CHINA AND ITS OPEN PORTS.
The standing military force of China consists of two great divisions, the first formed by the more immediate subjects of the ruling dynasty, the Tartars, and the second by the Chinese and other subject races. The first, the main force upon which the Imperial government can rely, form the so-called troops of the Eight Banners, and garrison all the great cities, but so as to be separated by walls and forts from the population. According to the latest reports, the Imperial army comprises a total of 850,000 men, including 678 companies of Tartar troops, 211 companies of Mongols and native Chinese infantry, a kind of militia, numbering 120,000 men.
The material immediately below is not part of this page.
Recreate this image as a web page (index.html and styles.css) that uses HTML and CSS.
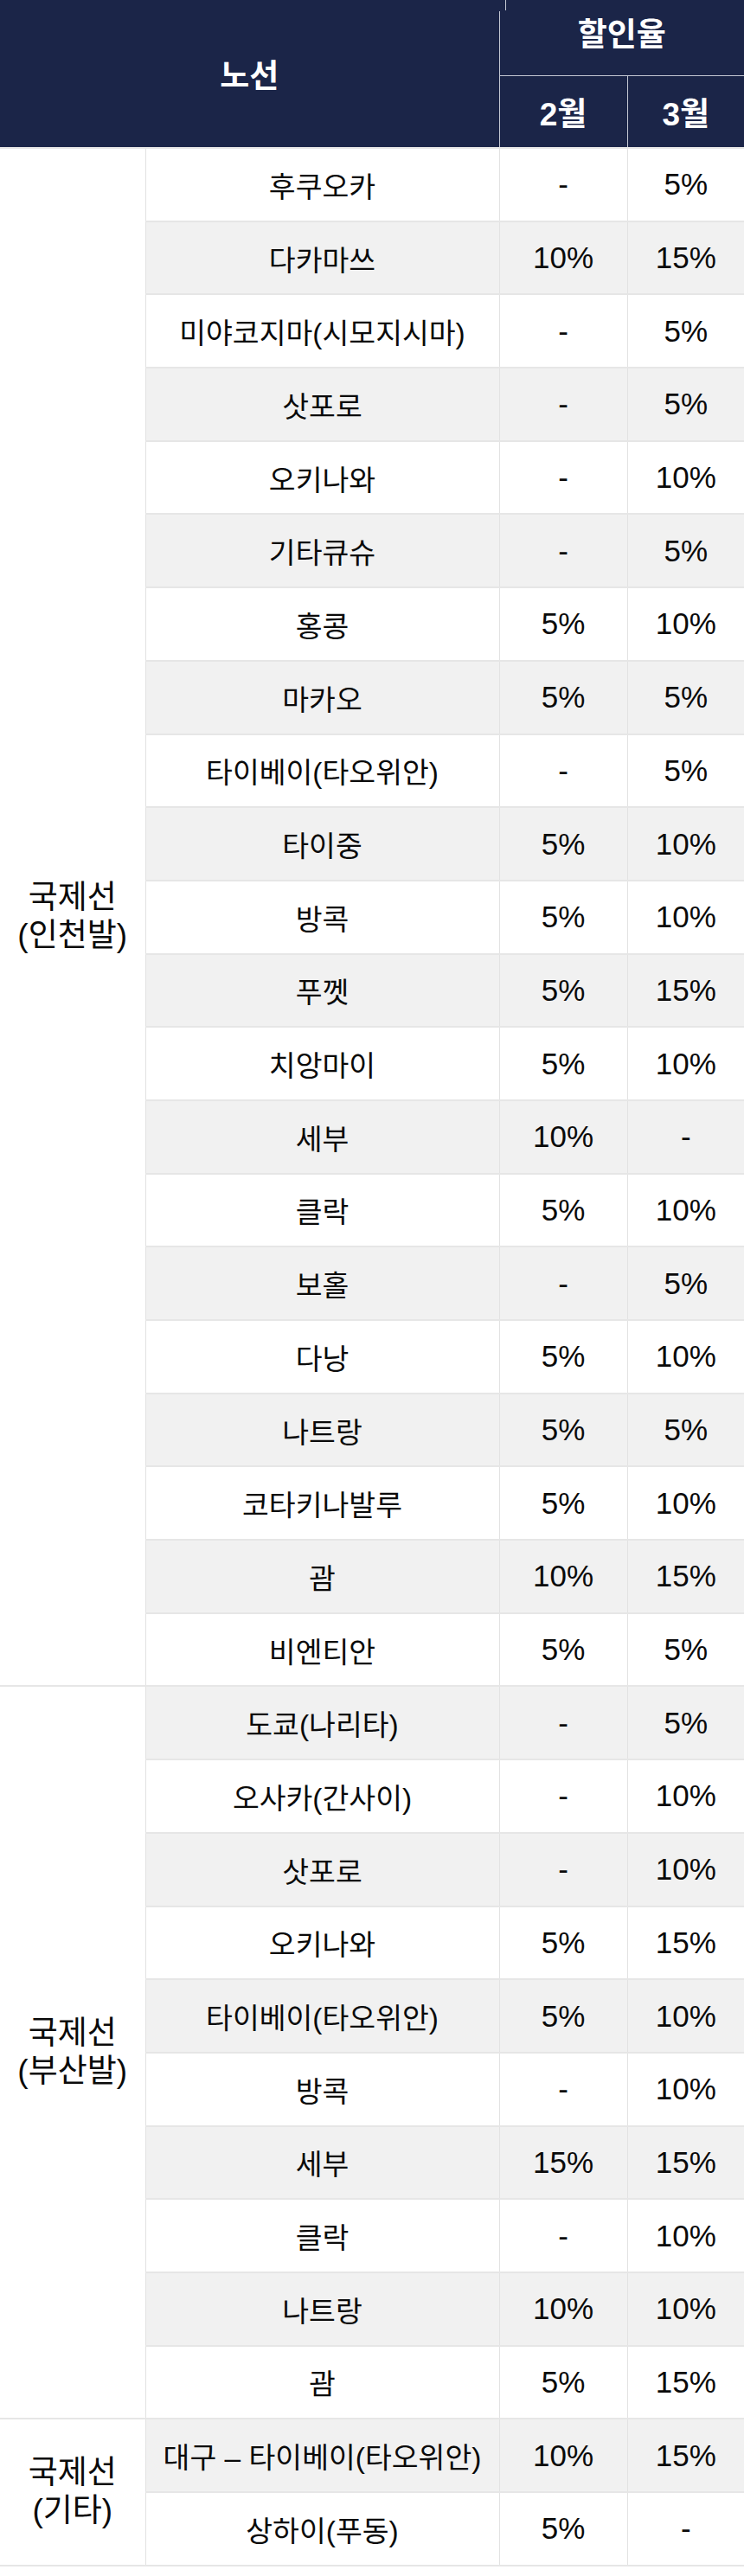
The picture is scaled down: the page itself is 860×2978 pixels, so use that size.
FILE: index.html
```html
<!DOCTYPE html>
<html lang="ko">
<head>
<meta charset="utf-8">
<title>노선별 할인율</title>
<link rel="stylesheet" href="styles.css">
</head>
<body>
<table class="rates">
  <colgroup>
    <col class="c-cat"><col class="c-route"><col class="c-m"><col class="c-m2">
  </colgroup>
  <thead>
    <tr class="h1">
      <th class="th-route" colspan="2" rowspan="2">노선</th>
      <th class="th-rate" colspan="2">할인율</th>
    </tr>
    <tr class="h2">
      <th class="th-month">2월</th>
      <th class="th-month">3월</th>
    </tr>
  </thead>
  <tbody>
    <tr><td class="cat" rowspan="21">국제선<br>(인천발)</td><td class="route">후쿠오카</td><td class="num">-</td><td class="num">5%</td></tr>
    <tr class="alt"><td class="route">다카마쓰</td><td class="num">10%</td><td class="num">15%</td></tr>
    <tr><td class="route">미야코지마(시모지시마)</td><td class="num">-</td><td class="num">5%</td></tr>
    <tr class="alt"><td class="route">삿포로</td><td class="num">-</td><td class="num">5%</td></tr>
    <tr><td class="route">오키나와</td><td class="num">-</td><td class="num">10%</td></tr>
    <tr class="alt"><td class="route">기타큐슈</td><td class="num">-</td><td class="num">5%</td></tr>
    <tr><td class="route">홍콩</td><td class="num">5%</td><td class="num">10%</td></tr>
    <tr class="alt"><td class="route">마카오</td><td class="num">5%</td><td class="num">5%</td></tr>
    <tr><td class="route">타이베이(타오위안)</td><td class="num">-</td><td class="num">5%</td></tr>
    <tr class="alt"><td class="route">타이중</td><td class="num">5%</td><td class="num">10%</td></tr>
    <tr><td class="route">방콕</td><td class="num">5%</td><td class="num">10%</td></tr>
    <tr class="alt"><td class="route">푸껫</td><td class="num">5%</td><td class="num">15%</td></tr>
    <tr><td class="route">치앙마이</td><td class="num">5%</td><td class="num">10%</td></tr>
    <tr class="alt"><td class="route">세부</td><td class="num">10%</td><td class="num">-</td></tr>
    <tr><td class="route">클락</td><td class="num">5%</td><td class="num">10%</td></tr>
    <tr class="alt"><td class="route">보홀</td><td class="num">-</td><td class="num">5%</td></tr>
    <tr><td class="route">다낭</td><td class="num">5%</td><td class="num">10%</td></tr>
    <tr class="alt"><td class="route">나트랑</td><td class="num">5%</td><td class="num">5%</td></tr>
    <tr><td class="route">코타키나발루</td><td class="num">5%</td><td class="num">10%</td></tr>
    <tr class="alt"><td class="route">괌</td><td class="num">10%</td><td class="num">15%</td></tr>
    <tr><td class="route">비엔티안</td><td class="num">5%</td><td class="num">5%</td></tr>

    <tr class="alt"><td class="cat" rowspan="10">국제선<br>(부산발)</td><td class="route">도쿄(나리타)</td><td class="num">-</td><td class="num">5%</td></tr>
    <tr><td class="route">오사카(간사이)</td><td class="num">-</td><td class="num">10%</td></tr>
    <tr class="alt"><td class="route">삿포로</td><td class="num">-</td><td class="num">10%</td></tr>
    <tr><td class="route">오키나와</td><td class="num">5%</td><td class="num">15%</td></tr>
    <tr class="alt"><td class="route">타이베이(타오위안)</td><td class="num">5%</td><td class="num">10%</td></tr>
    <tr><td class="route">방콕</td><td class="num">-</td><td class="num">10%</td></tr>
    <tr class="alt"><td class="route">세부</td><td class="num">15%</td><td class="num">15%</td></tr>
    <tr><td class="route">클락</td><td class="num">-</td><td class="num">10%</td></tr>
    <tr class="alt"><td class="route">나트랑</td><td class="num">10%</td><td class="num">10%</td></tr>
    <tr><td class="route">괌</td><td class="num">5%</td><td class="num">15%</td></tr>

    <tr class="alt"><td class="cat" rowspan="2">국제선<br>(기타)</td><td class="route">대구 – 타이베이(타오위안)</td><td class="num">10%</td><td class="num">15%</td></tr>
    <tr><td class="route">상하이(푸동)</td><td class="num">5%</td><td class="num">-</td></tr>
  </tbody>
</table>
</body>
</html>
```

FILE: styles.css
```css
html, body {
  margin: 0;
  padding: 0;
  background: #ffffff;
}

body {
  font-family: "Liberation Sans", "Noto Sans CJK KR", sans-serif;
  color: #0a0a0a;
}

.rates {
  width: 860px;
  border-collapse: collapse;
  table-layout: fixed;
}

.c-cat { width: 168px; }
.c-route { width: 409px; }
.c-m { width: 148px; }
.c-m2 { width: 135px; }

.rates th {
  background: #1b2548;
  color: #ffffff;
  font-weight: 700;
  font-size: 37px;
  text-align: center;
  vertical-align: middle;
  padding: 0;
  border: 1px solid #c4c8d3;
  border-top: none;
}

.rates .h1 { height: 87px; }
.rates .h2 { height: 84px; }

.th-route {
  border-left: none !important;
  border-bottom: 1px solid #d6d9e0 !important;
}

.th-rate {
  position: relative;
  border-right: none !important;
  line-height: 1;
  padding-bottom: 6px !important;
}

.th-rate::before {
  content: "";
  position: absolute;
  left: -1px;
  top: 0;
  width: 2px;
  height: 13px;
  background: #1b2548;
}

.th-rate::after {
  content: "";
  position: absolute;
  left: 6px;
  top: 0;
  width: 1px;
  height: 12px;
  background: #c4c8d3;
}

.th-month {
  font-size: 38px;
  border-bottom: 1px solid #d6d9e0 !important;
}

.th-month:last-child {
  border-right: none;
}

.rates tbody tr {
  height: 84.7px;
}

.rates td {
  padding: 0;
  text-align: center;
  vertical-align: middle;
  border: 1px solid #e2e2e2;
  border-top: 2px solid #e6e6e6;
  border-bottom: 2px solid #e6e6e6;
  background: #ffffff;
}

.rates td:last-child {
  border-right: none;
}

.rates tr.alt td {
  background: #f1f1f1;
}

.rates tr.alt td.cat {
  background: #ffffff;
}

.cat {
  border-left: none !important;
  font-size: 37px;
  line-height: 44px;
}

.route {
  font-size: 33.5px;
}

.num {
  font-size: 35px;
}
```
The native soldiers do not live in barracks, but in their own houses, mostly pursuing some civil occupation.
China proper extending over 73,093 geographical, or 1,534,953 English square miles, is divided into eighteen provinces, the area and population of which are given as follows in the most recent estimates, partly based on official returns :-
The above population, giving 263 souls per square mile throughout China proper, appears to be excessive, considering that some of the outlying portions of the immense territory are by no means densely inhabited. Nevertheless, other returns than those of the above tables, said to be official, give still higher figures. It is stated that in a censes taken in 1842, the population of China was ascertained to number 414,686,994, or 320 per English square mile, and that in 1852 it had risen to 450,000,000, or 347 inhabitants per square mile. But there is, probably, less accuracy in the given results of the latter enumerations than in the preceding estimate, as the power and authority of the government have been on the decline for more than half a century, and disturbed by constant insurrections, mostly spreading over large portions of the empire.
According to a return of the Imperial customs authorities, the total number of foreigners in China was 3,661 at the end of 1872. Among them were 1,771 natives of Great Britain and Ireland, 541 of the United States; 481 of Germany; and 239 of France, all other nationalities being represented by very few members. More than one half of the total number of foreigners, namely 2,047 resided at Shanghai, and 308 at Canton, the remainder being scattered, in numbers not exceeding 200, over the ports open to foreign commerce.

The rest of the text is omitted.